Angela Xu: I’ve never thought of myself as an artist per se. In my mind, Shakespeare is as much an artist as the famous sushi chef, Jiro, as well as the random graffiti you see on the walls of the urban nightmare of cities, exemplified by Banksy. While Van Gogh is an artist in the traditional sense, as is Picasso, I admire both mostly for their passion bordering on the psychotic. You have to be that crazy to be able to view things from an atypical, almost bizarre perspective. Their influence on art history correlates to the madness with which they viewed the world and the ways they exposed a vision audiences had never contemplated before. In many ways, I think of myself as a recorder, and it’s the interpretation that I focus mostly on—the angles. A subject will look completely different if I shoot her from a lower angle versus a higher angle or a wide shot, which might reveal decay or decadence. Artistry revolves around perspective, and I don’t try to limit myself in terms of forms, though I enjoy photography. The collaborations with my husband are a completely different beast as we try to find a thematic bridge in visual cues that he can then accompany with text. At the same time, pacing is important because too much text bogs down the visual flow of imagery, so it’s a constant balancing act. I also enjoy expressing myself through paintings, calligraphy, and music. I understand delineations in terms of making it easier to categorize someone. But I like to experiment and push the canvas where I play so that it’s more about the “angle” I’m trying to show rather than the medium itself.
CR: One of the most striking things, to me, about your photography is the focus on people; your photographs show them simply going about their daily lives, but the wide variety of emotional nuance you’re able to capture is notable because there is so much honesty in it. Is this something you aim for in your photography?
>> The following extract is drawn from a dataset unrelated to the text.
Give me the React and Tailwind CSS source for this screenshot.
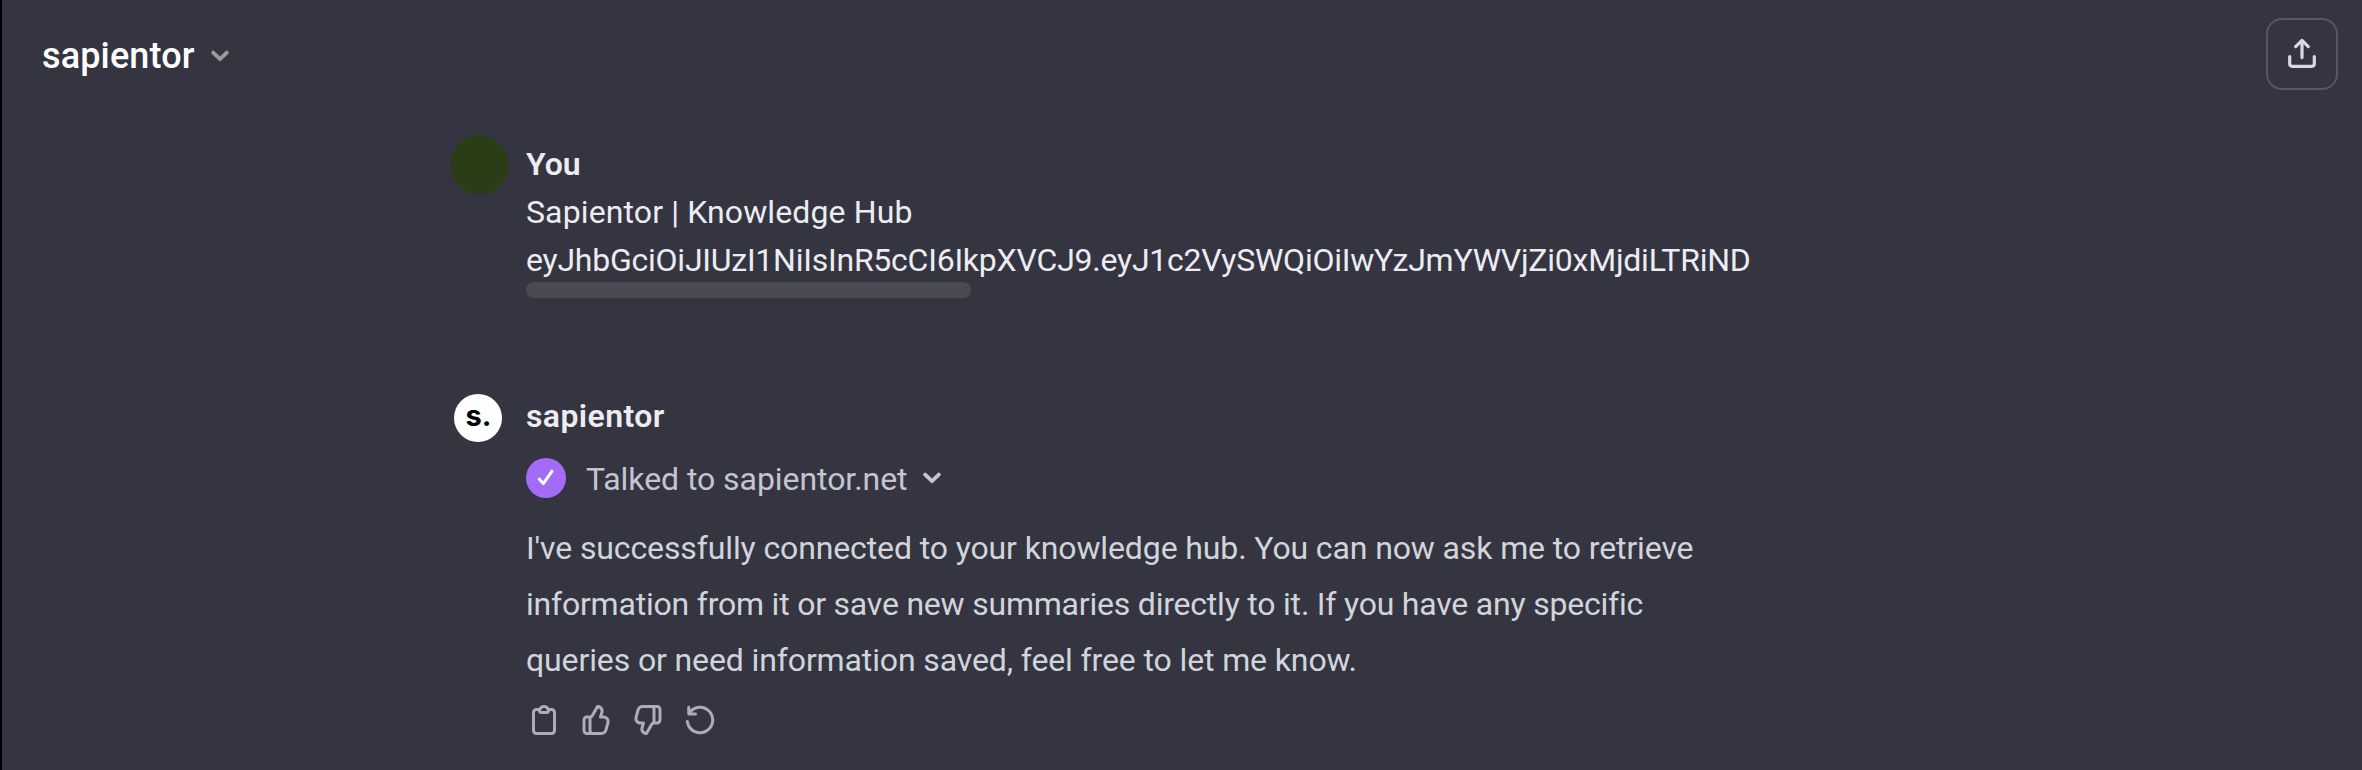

AX: Absolutely. Every face is like a thousand paintings in constant flux. I just visited La Jolla, and the sunset there was so beautiful. A golden haze sprayed out from sunset on the sea waves, and there was an incredible beach with hundreds of sea lions. I took a ton of pictures. They were like paintings. But I guarantee you, if you put up the most beautiful picture of scenery in the world, and right next to it, have an interesting-looking person, everyone will be drawn toward the portrait of the person. Maybe it’s the herd instinct in us or we’re just gregarious by nature, but people are what make life and art so interesting. The ultimate punishment in Eden wouldn’t have been banishment from the garden, but from each other—complete isolation. We need others. At the same time, in my photography, I really try to capture those moments where everything is laid bare. People can’t fake it though (unless you’re just an amazing actress). Their whole life is a form of art. When I photograph, I’m trying to capture frames from the living picture. I’m a curator of emotion. How many struggles, how many loves, how many tears have vanished undocumented. I want to capture as many of those moments as I can. Both Rembrandt and Robert Henri are inspirations in that sense. In their paintings, versus other pictures during that same time period, there’s an unmistakable attitude they capture. I want to lay bare the humanity of those I record, even if just for a fleeting second. In the case of these photos in Xi’an, I wondered about their lives, their tragedies, and their triumphs. Who were they? That question drove the thousands of photographs I took that day.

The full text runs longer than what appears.